(Entries with page source code)
## begin

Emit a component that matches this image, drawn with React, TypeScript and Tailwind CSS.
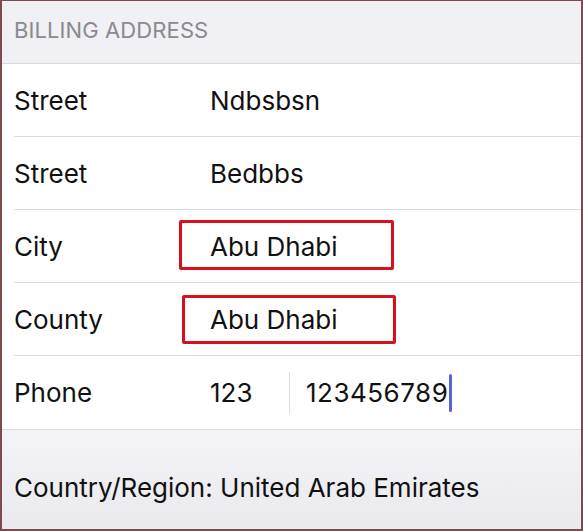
import React from "react";

const rows = [
  { label: "Street", value: "Ndbsbsn" },
  { label: "Street", value: "Bedbbs" },
  { label: "City", value: "Abu Dhabi", box: "left-[-31px] right-[-56px] top-[-7px] bottom-[-4px]" },
  { label: "County", value: "Abu Dhabi", box: "left-[-28px] right-[-58px] top-[-5px] bottom-[-5px]" },
];

export default function App() {
  return (
    <main
      className="w-[583px] h-[531px] flex flex-col bg-white border-x-2 border-b-2 border-t border-[#7d4b4e] overflow-hidden"
      style={{ fontFamily: "Inter, 'Liberation Sans', sans-serif" }}
    >
      <div className="h-[63px] shrink-0 bg-[#f0f0f5] border-b border-[#d9d9de] flex items-center px-3 pb-[3px]">
        <h2 className="text-[22px] text-[#8a8a8f] tracking-[0.1px]">BILLING ADDRESS</h2>
      </div>

      <div className="flex flex-col">
        {rows.map((r, i) => (
          <div key={i} className="h-[73px] shrink-0 flex items-center pl-3 relative">
            <span className="w-[196px] text-[26px] leading-[39px] text-[#111]">{r.label}</span>
            <span className="relative text-[26px] leading-[39px] text-[#111]">
              {r.value}
              {r.box && (
                <span className={"absolute border-[3px] border-[#d8101e] rounded-[2px] " + r.box} />
              )}
            </span>
            <div className="absolute bottom-0 left-3 right-0 h-px bg-[#dcdce0]" />
          </div>
        ))}
        <div className="h-[73px] shrink-0 flex items-center pl-3">
          <span className="w-[196px] text-[26px] text-[#111]">Phone</span>
          <span className="w-[79px] text-[26px] text-[#111]">123</span>
          <span className="w-px h-[42px] bg-[#dcdce0] mr-4" />
          <span className="text-[26px] tracking-[0.5px] text-[#111]">123456789</span>
          <span className="w-[3px] h-[38px] bg-[#5864d4] rounded-full ml-[1px]" />
        </div>
      </div>

      <div className="flex-1 bg-gradient-to-b from-[#f3f3f8] to-[#e9e9ee] border-t border-[#d9d9de] flex items-end pl-3 pb-[22px]">
        <p className="text-[26px] text-[#111]">Country/Region: United Arab Emirates</p>
      </div>
    </main>
  );
}
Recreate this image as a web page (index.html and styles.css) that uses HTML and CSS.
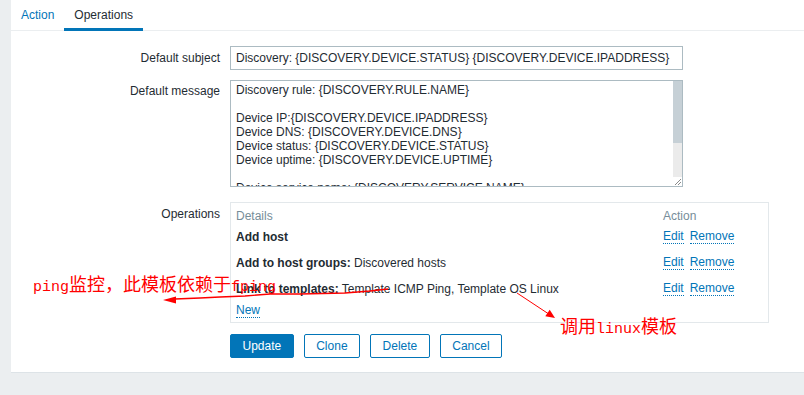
FILE: index.html
```html
<!DOCTYPE html>
<html lang="en">
<head>
<meta charset="utf-8">
<title>Discovery action - Operations</title>
<link rel="stylesheet" href="styles.css">
</head>
<body>
<div class="page">
  <div class="panel">
    <div class="tabs">
      <div class="tab">Action</div>
      <div class="tab active">Operations</div>
    </div>
    <div class="form">
      <div class="row">
        <div class="label l-subject">Default subject</div>
        <div class="input">Discovery: {DISCOVERY.DEVICE.STATUS} {DISCOVERY.DEVICE.IPADDRESS}</div>
      </div>
      <div class="row r-message">
        <div class="label l-message">Default message</div>
        <div class="textarea">
          <div class="ta-text">Discovery rule: {DISCOVERY.RULE.NAME}

Device IP:{DISCOVERY.DEVICE.IPADDRESS}
Device DNS: {DISCOVERY.DEVICE.DNS}
Device status: {DISCOVERY.DEVICE.STATUS}
Device uptime: {DISCOVERY.DEVICE.UPTIME}

Device service name: {DISCOVERY.SERVICE.NAME}</div>
          <div class="ta-scroll">
            <div class="thumb"></div>
            <div class="track"></div>
            <div class="corner">
              <svg width="9" height="9" viewBox="0 0 9 9"><path d="M2 8 L8 2 M5 8 L8 5" stroke="#8a8a8a" stroke-width="1" fill="none"/></svg>
            </div>
          </div>
        </div>
      </div>
      <div class="row r-ops">
        <div class="label l-ops">Operations</div>
        <div class="ops">
          <div class="op-head">
            <div class="c-details">Details</div>
            <div class="c-action">Action</div>
          </div>
          <div class="op-row">
            <div class="c-details"><b>Add host</b></div>
            <div class="c-action"><span class="link">Edit</span><span class="link">Remove</span></div>
          </div>
          <div class="op-row">
            <div class="c-details"><b>Add to host groups:</b> Discovered hosts</div>
            <div class="c-action"><span class="link">Edit</span><span class="link">Remove</span></div>
          </div>
          <div class="op-row">
            <div class="c-details"><b>Link to templates:</b> Template ICMP Ping, Template OS Linux</div>
            <div class="c-action"><span class="link">Edit</span><span class="link">Remove</span></div>
          </div>
          <div class="op-new"><span class="link">New</span></div>
        </div>
      </div>
      <div class="row r-buttons">
        <div class="label"></div>
        <div class="buttons">
          <button class="btn primary">Update</button>
          <button class="btn">Clone</button>
          <button class="btn">Delete</button>
          <button class="btn">Cancel</button>
        </div>
      </div>
    </div>
  </div>
</div>

<div class="note note-1"><span class="lat">ping</span>监控，此模板依赖于<span class="lat">fping</span></div>
<div class="note note-2">调用<span class="lat">linux</span>模板</div>
<svg class="arrows" width="804" height="395" viewBox="0 0 804 395">
  <path d="M175 299 L200 298 L220 297 L245 296 L270 294 L300 294 L345 293 L370 291 L388 289" stroke="#f00" stroke-width="1.4" fill="none"/>
  <polygon points="163,300 176,296.5 176,303.5" fill="#f00"/>
  <path d="M517 293 L548 313.5" stroke="#f00" stroke-width="1" fill="none"/>
  <polygon points="555,318 545.3,316.3 549.7,309.7" fill="#f00"/>
</svg>
</body>
</html>
```
FILE: styles.css
```css
html, body {
  margin: 0;
  padding: 0;
}
body {
  background: #ebeef0;
  font-family: "Liberation Sans", Arial, sans-serif;
  font-size: 12px;
  color: #1f2c33;
  width: 804px;
  height: 395px;
  overflow: hidden;
  position: relative;
}
.page {
  padding-left: 11px;
}
.panel {
  background: #fff;
  border-bottom: 1px solid #dde3e7;
  padding-bottom: 14px;
}
.tabs {
  display: flex;
  height: 30px;
  border-bottom: 1px solid #ebeef0;
}
.tab {
  padding: 0 10px;
  line-height: 30px;
  height: 30px;
  color: #0275b8;
}
.tab.active {
  color: #1f2c33;
  height: 31px;
  margin-bottom: -1px;
  box-shadow: inset 0 -3px 0 #0275b8;
}
.form {
  padding-top: 15px;
}
.row {
  display: grid;
  grid-template-columns: 209px 1fr;
  column-gap: 10px;
}
.label {
  text-align: right;
}
.l-subject {
  line-height: 24px;
}
.input {
  width: 453px;
  height: 24px;
  box-sizing: border-box;
  border: 1px solid #acbbc2;
  padding: 0 5px;
  line-height: 22px;
  white-space: nowrap;
  overflow: hidden;
}
.r-message {
  margin-top: 10px;
}
.l-message {
  padding-top: 4px;
  line-height: 14px;
}
.textarea {
  width: 453px;
  height: 107px;
  box-sizing: border-box;
  border: 1px solid #acbbc2;
  display: flex;
}
.ta-text {
  flex: 1;
  padding: 2px 5px 0;
  line-height: 14px;
  white-space: pre;
  overflow: hidden;
}
.ta-scroll {
  width: 9px;
  display: flex;
  flex-direction: column;
}
.thumb {
  height: 62px;
  background: #c6d0d6;
}
.track {
  flex: 1;
  background: #ebebeb;
}
.corner {
  height: 9px;
  background: #fff;
}
.corner svg {
  display: block;
}
.r-ops {
  margin-top: 15px;
}
.l-ops {
  padding-top: 5px;
  line-height: 14px;
}
.ops {
  width: 539px;
  box-sizing: border-box;
  border: 1px solid #e3e8eb;
  padding: 0 0 4px 5px;
}
.op-head {
  display: flex;
  color: #768d99;
  line-height: 14px;
  padding: 6px 0 1px;
}
.op-row {
  display: flex;
  line-height: 26px;
  height: 26px;
}
.c-details {
  width: 427px;
  white-space: nowrap;
}
.c-action {
  display: flex;
  gap: 6px;
}
.op-row .c-action {
  align-items: center;
}
.link {
  color: #0275b8;
  line-height: 14px;
  border-bottom: 1px dotted #0275b8;
}
.op-row .link {
  display: inline-block;
  line-height: 13px;
}
.op-new {
  line-height: 16px;
  height: 16px;
}
.r-buttons {
  margin-top: 11px;
}
.buttons {
  display: flex;
  gap: 10px;
}
.btn {
  height: 24px;
  padding: 0 11.5px;
  border: 1px solid #0275b8;
  border-radius: 2px;
  background: #fff;
  color: #0275b8;
  font-family: "Liberation Sans", Arial, sans-serif;
  font-size: 12px;
  line-height: 22px;
  margin: 0;
}
.btn.primary {
  background: #0275b8;
  color: #fff;
}
.note {
  position: absolute;
  color: #f00;
  font-family: "Noto Sans CJK SC", sans-serif;
  font-size: 18px;
  line-height: 18px;
  white-space: nowrap;
}
.note .lat {
  font-family: "Liberation Mono", "Noto Sans CJK SC", monospace;
  font-size: 15px;
}
.note-1 {
  left: 33px;
  top: 274px;
}
.note-2 {
  left: 560px;
  top: 316px;
}
.arrows {
  position: absolute;
  left: 0;
  top: 0;
  pointer-events: none;
}
```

## end

Given request: Filter out every line that lacks the word "this", and copy the rest.

The output:
Emit a component that matches this image, drawn with React, TypeScript and Tailwind CSS.
Recreate this image as a web page (index.html and styles.css) that uses HTML and CSS.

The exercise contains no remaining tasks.